Amazingly, it wasn't until I happened upon a group of pick-up artists that I discovered that what I was suffering from was called "approach anxiety" and started to learn what it was and how to deal with it. The techniques I'll present here employ a number of methodologies such as NLP which you will probably want to learn more about before attempting. Also, keep in mind that anything you do to alter the way you think or act can potentially be dangerous so you should always consult a professional counselor, psychologist or psychiatrist before attempting any of the tips I provide. The tips I provide are provided for entertainment purposes only and I will not be held responsible for any damages that may occur should you attempt them with or without the advice of a professional.

The Tips:

  1. Learn to pay attention to your thoughts. In situations where we are uncomfortable, it often difficult to pay attention to or remember what we are thinking. As with most things, practicing this will make it easier. Start by practicing paying attention to your thoughts when you arn't uncomfortable. What is your mind telling you? What do you feel? How are you breathing? Getting in the habit of doing this when you are comfortable will make it more likely that you will think to do so when you arn't comfortable.
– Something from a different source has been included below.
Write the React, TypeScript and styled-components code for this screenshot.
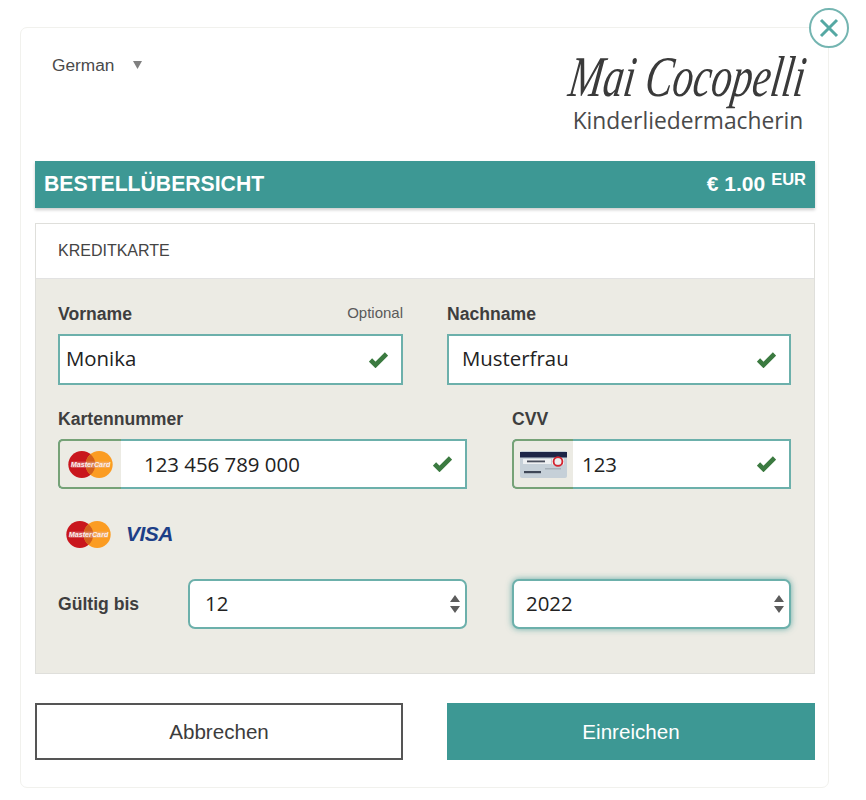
import React from "react";
import styled, { createGlobalStyle } from "styled-components";

const Global = createGlobalStyle`
  html, body { margin: 0; padding: 0; background: #fff; }
  body { font-family: "Liberation Sans", Arial, sans-serif; color: #333; }
`;

const Page = styled.div`
  width: 866px;
  height: 800px;
  padding: 27px 37px 12px 20px;
  box-sizing: border-box;
`;

const Card = styled.div`
  position: relative;
  width: 809px;
  height: 761px;
  box-sizing: border-box;
  padding: 0 13px 0 14px;
  background: #fff;
  border: 1px solid #f1f1ed;
  border-radius: 7px;
`;

const Close = styled.button`
  position: absolute;
  top: -20px;
  right: -21px;
  width: 40px;
  height: 40px;
  padding: 0;
  border: 2px solid #74b5b1;
  border-radius: 50%;
  background: #fff;
  display: flex;
  align-items: center;
  justify-content: center;
`;

const Header = styled.header`
  height: 133px;
  display: flex;
  justify-content: space-between;
`;

const Language = styled.div`
  margin: 27px 0 0 17px;
  display: flex;
  align-items: center;
  gap: 19px;
  height: 20px;
  font-size: 17.3px;
  color: #4a4a4a;
`;

const Logo = styled.div`
  width: 236px;
  margin: 17px 9px 0 0;
  display: flex;
  flex-direction: column;
  align-items: center;
`;

const LogoScript = styled.div`
  font-family: "Liberation Serif", serif;
  font-style: italic;
  font-size: 50px;
  line-height: 62px;
  height: 62px;
  color: #3a3a3a;
  white-space: nowrap;
  transform: skewX(-8deg) scale(0.82, 1.15);
`;

const LogoSub = styled.div`
  font-family: "Open Sans", sans-serif;
  font-size: 22.8px;
  line-height: 28px;
  color: #4a4a4a;
  white-space: nowrap;
`;

const SummaryBar = styled.div`
  height: 47px;
  box-sizing: border-box;
  padding: 0 9px;
  background: #3d9894;
  box-shadow: 0 2px 3px rgba(0, 0, 0, 0.2);
  color: #fff;
  font-weight: 700;
  display: flex;
  align-items: center;
  justify-content: space-between;
`;

const SummaryTitle = styled.div`
  font-size: 21.2px;
  margin-top: -2px;
`;

const Price = styled.div`
  font-size: 21px;
  display: flex;
  align-items: flex-start;
  gap: 6px;
  margin-top: -1px;
`;

const Currency = styled.span`
  font-size: 16.5px;
  margin-top: -2px;
`;

const Panel = styled.section`
  margin-top: 15px;
  height: 451px;
  box-sizing: border-box;
  background: #ecebe4;
  border: 1px solid #dfdfdb;
`;

const PanelHead = styled.div`
  height: 55px;
  box-sizing: border-box;
  padding-left: 22px;
  background: #fff;
  border-bottom: 1px solid #e2e2e2;
  display: flex;
  align-items: center;
  font-size: 16px;
  color: #444;
`;

const Form = styled.div`
  padding: 23px 23px 0 22px;
  display: flex;
  flex-direction: column;
`;

const Row = styled.div<{ $gap: number; $mb?: number }>`
  display: flex;
  gap: ${(p) => p.$gap}px;
  margin-bottom: ${(p) => p.$mb ?? 0}px;
`;

const Field = styled.div<{ $w: number }>`
  width: ${(p) => p.$w}px;
  flex: none;
`;

const LabelRow = styled.div`
  height: 25px;
  padding-top: 1px;
  display: flex;
  justify-content: space-between;
  align-items: flex-start;
  margin-bottom: 6px;
`;

const Label = styled.label`
  font-size: 17.6px;
  line-height: 22px;
  font-weight: 700;
  color: #3e3e3e;
`;

const Optional = styled.span`
  font-size: 15px;
  line-height: 20px;
  color: #5a5a5a;
`;

const InputBox = styled.div<{ $pb?: number }>`
  position: relative;
  height: 51px;
  box-sizing: border-box;
  padding-bottom: ${(p) => p.$pb ?? 0}px;
  border: 2px solid #6cb0ab;
  background: #fff;
  display: flex;
  align-items: center;
`;

const AddonBox = styled(InputBox)`
  height: 50px;
  border-radius: 5px 0 0 5px;
`;

const Addon = styled.div<{ $w: number }>`
  width: ${(p) => p.$w}px;
  height: 50px;
  margin: -2px 0 -2px -2px;
  box-sizing: border-box;
  flex: none;
  background: #ecebe4;
  border: 2px solid #76a277;
  border-right: 0;
  border-radius: 5px 0 0 5px;
  display: flex;
  align-items: center;
  justify-content: center;
`;

const TextInput = styled.input<{ $pl: number }>`
  flex: 1;
  min-width: 0;
  height: 100%;
  box-sizing: border-box;
  padding: 0 40px 0 ${(p) => p.$pl}px;
  border: 0;
  outline: 0;
  background: transparent;
  font-family: "Open Sans", sans-serif;
  font-size: 20.4px;
  color: #222;
`;

const Valid = styled.svg`
  position: absolute;
  right: 13px;
  top: 50%;
  transform: translateY(-50%);
`;

const Brands = styled.div`
  height: 50px;
  margin: 20px 0 20px 8px;
  display: flex;
  align-items: center;
  gap: 15px;
`;

const ExpiryRow = styled.div`
  display: flex;
  align-items: center;
`;

const ExpiryLabel = styled(Label)`
  width: 130px;
  flex: none;
`;

const SelectBox = styled.div<{ $focus?: boolean }>`
  position: relative;
  height: 50px;
  width: 279px;
  box-sizing: border-box;
  border: 2px solid #6cb0ab;
  border-radius: 7px;
  background: #fff;
  flex: none;
  margin-left: ${(p) => (p.$focus ? 45 : 0)}px;
  box-shadow: ${(p) => (p.$focus ? "0 0 6px rgba(61,152,148,.75)" : "none")};
`;

const Select = styled.select<{ $pl: number }>`
  width: 100%;
  height: 100%;
  padding: 0 30px 2px ${(p) => p.$pl}px;
  border: 0;
  outline: 0;
  background: transparent;
  appearance: none;
  font-family: "Open Sans", sans-serif;
  font-size: 20.4px;
  color: #222;
`;

const Spinner = styled.svg`
  position: absolute;
  right: 5px;
  top: 14px;
  pointer-events: none;
`;

const Actions = styled.div`
  margin-top: 29px;
  display: flex;
  justify-content: space-between;
`;

const CancelButton = styled.button`
  width: 368px;
  height: 57px;
  background: #fff;
  border: 2px solid #555;
  font-family: "Liberation Sans", sans-serif;
  font-size: 20.6px;
  color: #3c3c3c;
`;

const SubmitButton = styled.button`
  width: 368px;
  height: 57px;
  background: #3d9894;
  border: 0;
  font-family: "Liberation Sans", sans-serif;
  font-size: 20.6px;
  color: #fff;
`;

const VisaMark = styled.span`
  font-family: "Liberation Sans", sans-serif;
  font-style: italic;
  font-weight: 700;
  font-size: 21px;
  letter-spacing: -0.5px;
  color: #1d3f87;
`;

const MasterCard = () => (
  <svg width="45" height="27" viewBox="0 0 46 28">
    <circle cx="14" cy="14" r="14" fill="#c9161d" />
    <circle cx="32" cy="14" r="14" fill="#fb9c22" />
    <path d="M23 3.3a14 14 0 0 1 0 21.4a14 14 0 0 1 0-21.4z" fill="#d3601c" />
    <rect x="3" y="11" width="40" height="6.5" fill="#e9c4c0" opacity="0.35" />
    <text x="23" y="16.5" textAnchor="middle" fontFamily="Liberation Sans" fontStyle="italic" fontWeight="700" fontSize="7.5" fill="#fbeeee">
      MasterCard
    </text>
  </svg>
);

const CvvCard = () => (
  <svg width="47" height="27" viewBox="0 0 47 27">
    <rect width="47" height="27" rx="2" fill="#c6d0d8" />
    <rect y="1" width="47" height="5.5" fill="#1d2547" />
    <rect x="3" y="8" width="28" height="5" fill="#eef0f2" />
    <rect x="7" y="9.5" width="18" height="1.8" fill="#4a4f5c" />
    <rect x="32" y="7.5" width="12" height="6" fill="#eee" />
    <circle cx="38" cy="10.5" r="4.4" fill="none" stroke="#d5232f" strokeWidth="1.8" />
    <rect x="4" y="20" width="17" height="2.2" fill="#3f4757" />
    <rect x="25" y="17" width="16" height="1.5" fill="#a7b1ba" />
  </svg>
);

const CheckIcon = () => (
  <Valid width="19" height="16" viewBox="0 0 19 16" fill="none" stroke="#3b7a40" strokeWidth="4.6">
    <path d="M1.5 8l5 5L17.5 2" />
  </Valid>
);

const SpinnerIcon = () => (
  <Spinner width="10" height="18" viewBox="0 0 10 18">
    <path d="M5 0l5 7H0zM0 11h10l-5 7z" fill="#5c5c5c" />
  </Spinner>
);

export default function App() {
  return (
    <>
      <Global />
      <Page>
        <Card>
          <Close aria-label="Schließen">
            <svg width="24" height="24" viewBox="0 0 24 24" fill="none" stroke="#55a8a3" strokeWidth="3">
              <path d="M4 4l16 16M20 4L4 20" />
            </svg>
          </Close>
          <Header>
            <Language>
              German
              <svg width="9" height="8" viewBox="0 0 9 8">
                <path d="M0 0h9L4.5 8z" fill="#808080" />
              </svg>
            </Language>
            <Logo>
              <LogoScript>Mai Cocopelli</LogoScript>
              <LogoSub>Kinderliedermacherin</LogoSub>
            </Logo>
          </Header>
          <SummaryBar>
            <SummaryTitle>BESTELLÜBERSICHT</SummaryTitle>
            <Price>
              € 1.00 <Currency>EUR</Currency>
            </Price>
          </SummaryBar>
          <Panel>
            <PanelHead>KREDITKARTE</PanelHead>
            <Form>
              <Row $gap={44} $mb={22}>
                <Field $w={345}>
                  <LabelRow>
                    <Label>Vorname</Label>
                    <Optional>Optional</Optional>
                  </LabelRow>
                  <InputBox $pb={3}>
                    <TextInput $pl={6} defaultValue="Monika" />
                    <CheckIcon />
                  </InputBox>
                </Field>
                <Field $w={344}>
                  <LabelRow>
                    <Label>Nachname</Label>
                  </LabelRow>
                  <InputBox $pb={3}>
                    <TextInput $pl={13} defaultValue="Musterfrau" />
                    <CheckIcon />
                  </InputBox>
                </Field>
              </Row>
              <Row $gap={45}>
                <Field $w={409}>
                  <LabelRow>
                    <Label>Kartennummer</Label>
                  </LabelRow>
                  <AddonBox>
                    <Addon $w={63}><MasterCard /></Addon>
                    <TextInput $pl={23} defaultValue="123 456 789 000" />
                    <CheckIcon />
                  </AddonBox>
                </Field>
                <Field $w={279}>
                  <LabelRow>
                    <Label>CVV</Label>
                  </LabelRow>
                  <AddonBox>
                    <Addon $w={61}><CvvCard /></Addon>
                    <TextInput $pl={9} defaultValue="123" />
                    <CheckIcon />
                  </AddonBox>
                </Field>
              </Row>
              <Brands>
                <MasterCard />
                <VisaMark>VISA</VisaMark>
              </Brands>
              <ExpiryRow>
                <ExpiryLabel>Gültig bis</ExpiryLabel>
                <SelectBox>
                  <Select $pl={15} defaultValue="12">
                    <option>12</option>
                  </Select>
                  <SpinnerIcon />
                </SelectBox>
                <SelectBox $focus>
                  <Select $pl={12} defaultValue="2022">
                    <option>2022</option>
                  </Select>
                  <SpinnerIcon />
                </SelectBox>
              </ExpiryRow>
            </Form>
          </Panel>
          <Actions>
            <CancelButton>Abbrechen</CancelButton>
            <SubmitButton>Einreichen</SubmitButton>
          </Actions>
        </Card>
      </Page>
    </>
  );
}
  2. Break the pattern immediately before your anxiety begins. Once you are to a point where you are more generally aware of what you are thinking all of the time, you should be able to pay attention to the things you do (your state) right before you begin to experience your approach anxiety. Knowing when you begin to experience your approach anxiety and what you normally do at that time can allow you to break the pattern you normally follow and possibly reduce your anxiety. No matter what you normally do right before you feel the anxiety, force yourself to do something different. For instance, if you normally put your hands in your pocket, clap them together instead. This can work better sometimes if you do something empowering like clapping your hands, thrusting your fists towards the floor, or jump up.
  3. Use NLP Techniques. I won't discuss specific techniques here because I havn't developed any of my own and I believe the authors of the books I learned the techniques from deserve their royalties. I will reccomend a few books at the end of this post which do a very good job of explaining the necessary techniques. It is important to note that none of the NLP techniques that I have found specifically target approach anxiety. Fortunately approach anxiety is essentially a phobia, and there are many approaches to helping phobias. Depending on what your Approach Anxiety (AA) stems from, one technique may work for you better than another. I must say that I definitely wouldn't reccomend passing over NLP. Of all of the tips that I reccomend, NLP offers the opportunity for the fastest change.
  4. Talk to a Therapist. Therapists have of experience dealing with people with phobias and social issues. They can help you to understand the roots of your fears much more quickly than you could on your own.
  5. Talk To People. After all you're trying to get rid of a fear of approaching people. Just say "Hi" to everyone you pass in the store or at work. Do this enough and saying "Hi" will just become natural. After that it may not be that hard to keep saying more.